Kettle Moraine 100 Course Guide

Kettle Moraine 100 has run through the Southern Kettle Moraine State Forest since 1996, sending runners out on two out-and-back legs with roughly 8,800 feet of rolling glacial terrain and 65 miles on the Ice Age National Scenic Trail. It is a Western States qualifier and the second leg of the Midwest Grand Slam. I will walk you through the course, then give you a pacing and fueling plan built for a 30-hour day of small hills rather than one defining climb, plus free tools to dial in your own numbers.

⏵ At a glance

Kettle Moraine 100 quick facts

Date
Saturday, June 13 to Sunday, June 14, 2026 (always the second Saturday of June)
Location
Nordic Trail Head, Southern Kettle Moraine State Forest, La Grange, Wisconsin
Distances
100M / 100K / 50K / 38M fun run / 100M relay
Start times
100M 6:00 a.m., 100K & relay 7:00 a.m., 50K 1:00 p.m. (point-to-point from Scuppernong), 38M fun run 5:00 p.m. or later (non-competitive)
Elevation
~8,800 ft total altitude gain on the 100 mile course, run as two out-and-back legs
Cutoffs
100M: 30 hours overall (finish by noon Sunday); key checkpoints: leave Nordic (mi ~64) by midnight, Rice Lake by 6:30 a.m. Sunday, Bluff by 10:00 a.m. Sunday
Terrain
80% wooded, rolling glacial kettle-moraine trail with rocks and roots; 65 of 100 miles on the Ice Age National Scenic Trail
History & entry
Founded 1996 by Kevin and Kris Setnes; run by Ornery Mule Racing, Inc.; lottery registration opens Dec 1, drawn Jan 1; Western States qualifier and Midwest Grand Slam leg

These facts come from the official kettlemoraine100.com race information, aid station, and course pages. Registration opens as a lottery on December 1, and aid station details can change year to year, so confirm the current specifics before you commit.

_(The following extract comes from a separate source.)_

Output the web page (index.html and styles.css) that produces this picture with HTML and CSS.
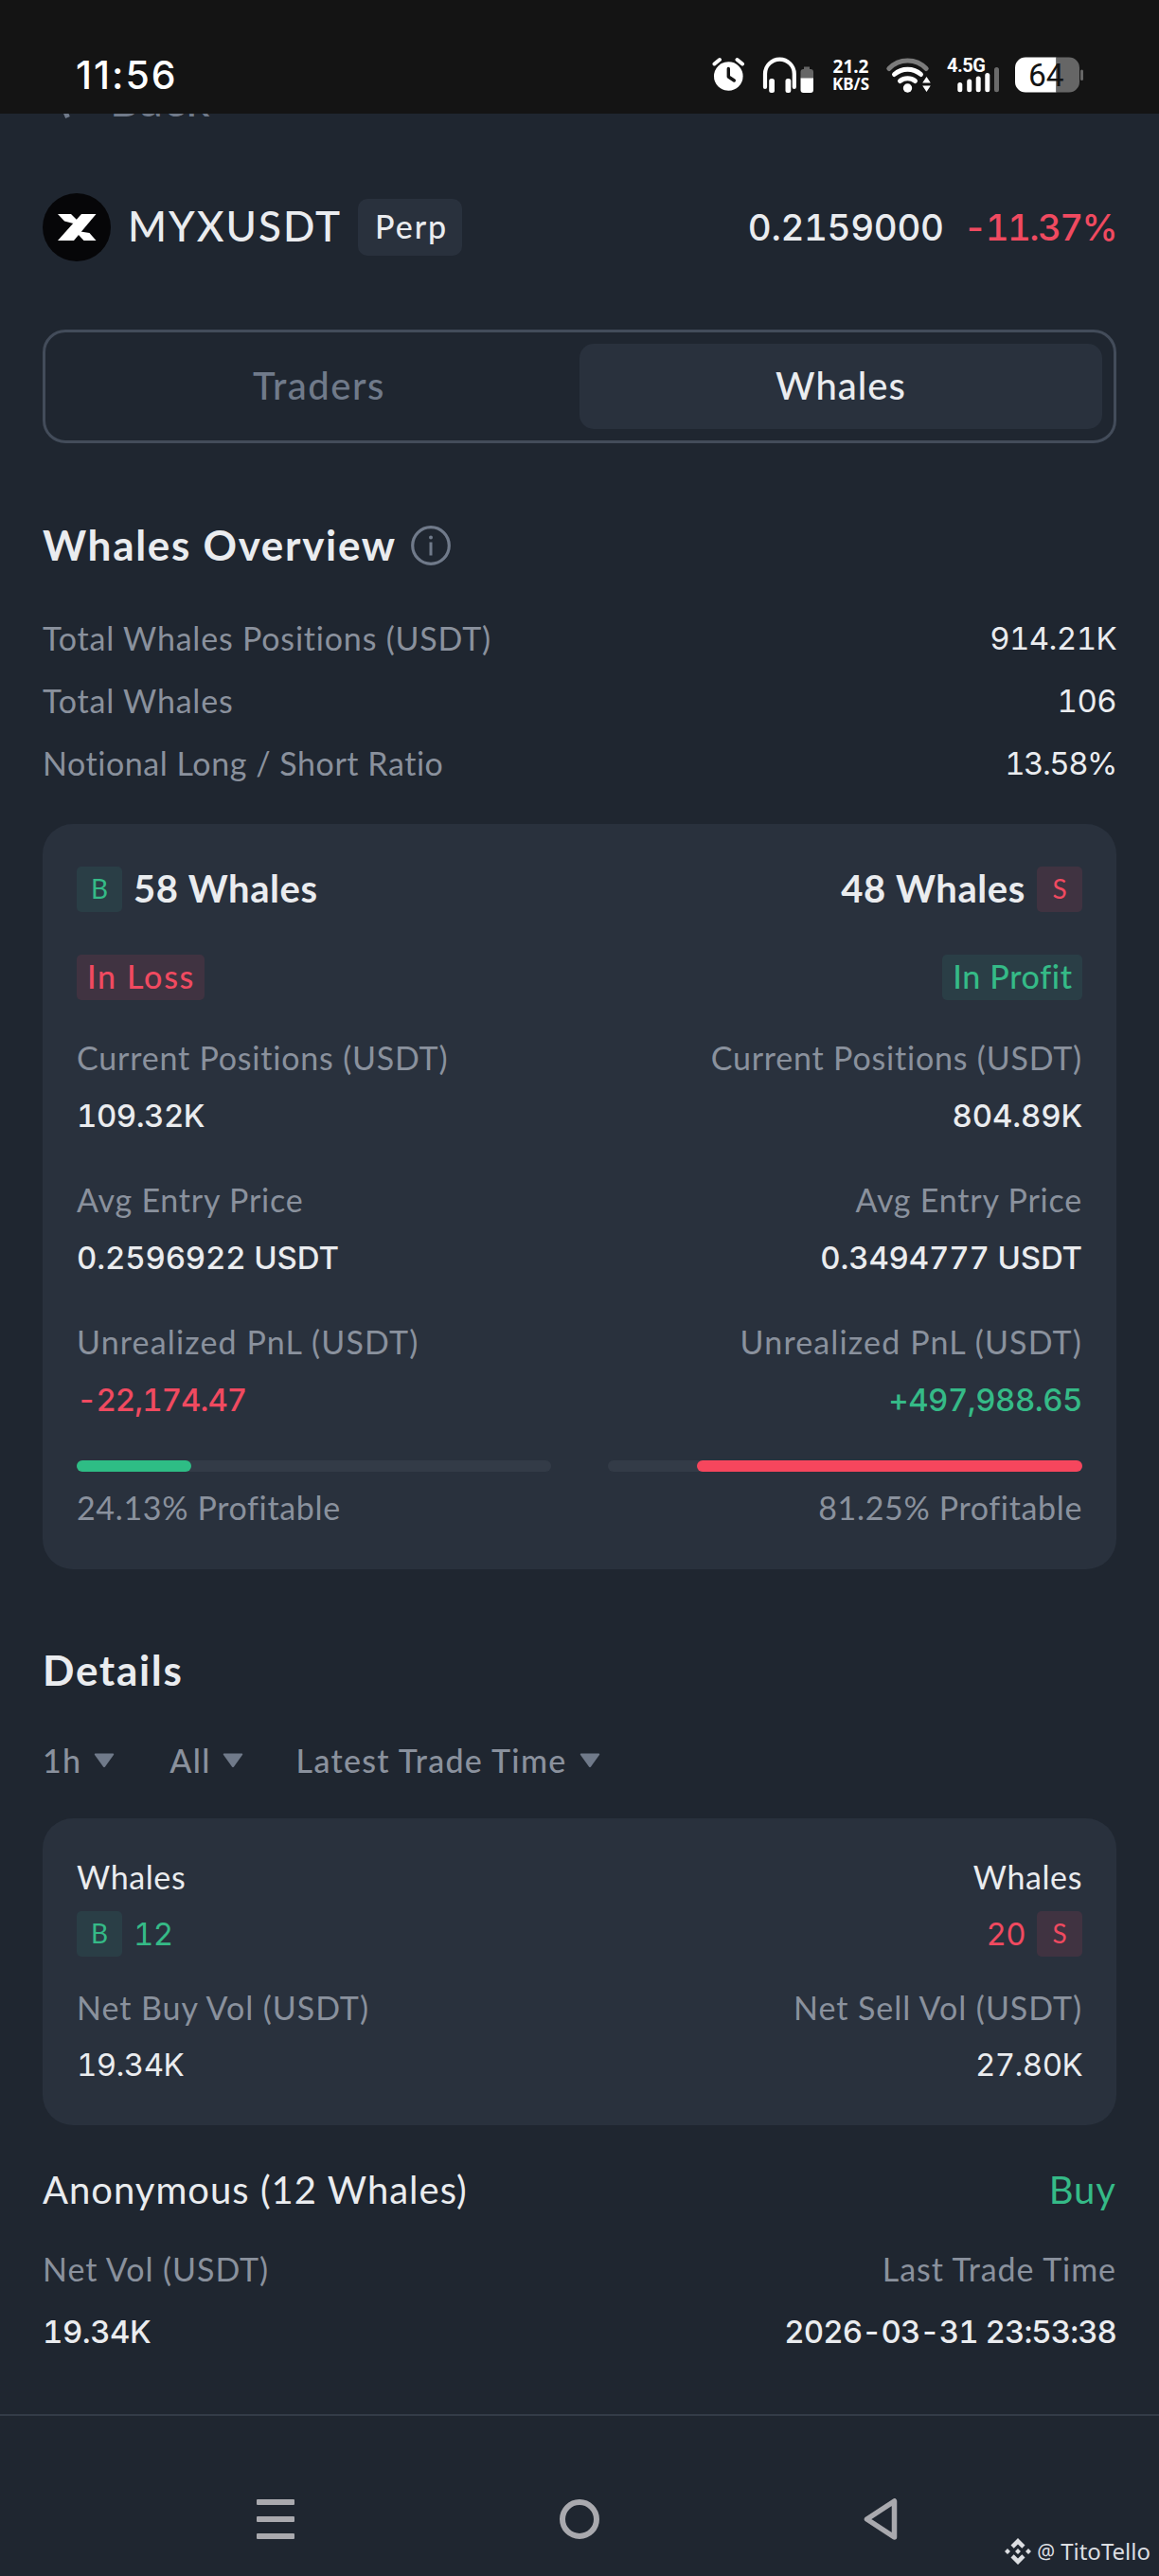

The course: two out-and-back legs through the Kettles

Kettle Moraine 100 runs almost entirely on trail, 65 of its 100 miles on the Ice Age National Scenic Trail, structured as two distinct out-and-back sections from the Nordic Trail Head rather than one continuous loop.

A roller coaster, not a mountain

The course's own description is blunt about it: the hills are not long or especially steep individually, but running them for 100 miles takes a real toll. About 80% of the course is wooded, with the rest weaving through prairie and marsh, and the total altitude gain runs approximately 8,800 feet. Pine sections give you a soft bed of needles to run on; other stretches roll through rocks and roots that have been wood-chipped in places to protect the cross-country ski trails the course borrows.

Aid stations with real personality, and real access rules

Kettle Moraine's aid stations are hosted by named local run clubs and captains, and access rules vary a lot by station, so study them before race day. Nordic (start/finish), McMiller, Hwy 12, and Hwy 67 allow crew and, at some, drop bags. Tamarack, Bluff (no crew until 6:30 p.m. Saturday), the Horserider area, Wilton Road, and Duffin Road are no-crew stations where the race will disqualify runners whose crew shows up. Drop bags for all distances leave Nordic at 7:00 a.m. and are returned once each aid station closes.

A course with just three hard cutoffs

The overall 30-hour cutoff matters, but the race's pacing math really comes down to three specific checkpoints: leave the Nordic aid station (around mile 64) by midnight to head out on the final 38 miles, leave Rice Lake by 6:30 a.m. Sunday, and leave Bluff by 10:00 a.m. Sunday. Every other aid station has generous posted hours, but you need to be in and out before it closes. The 100K distance has its own version: stay on course as long as you clear the Horserider aid station by 11:00 p.m., after which you follow the same checkpoint cutoffs as the 100 mile field.

Pacing strategy for endless small hills

With no single defining climb and roughly 8,800 feet of gain spread across constant rolling terrain, Kettle Moraine punishes runners who try to power through every rise rather than manage effort across 100 miles.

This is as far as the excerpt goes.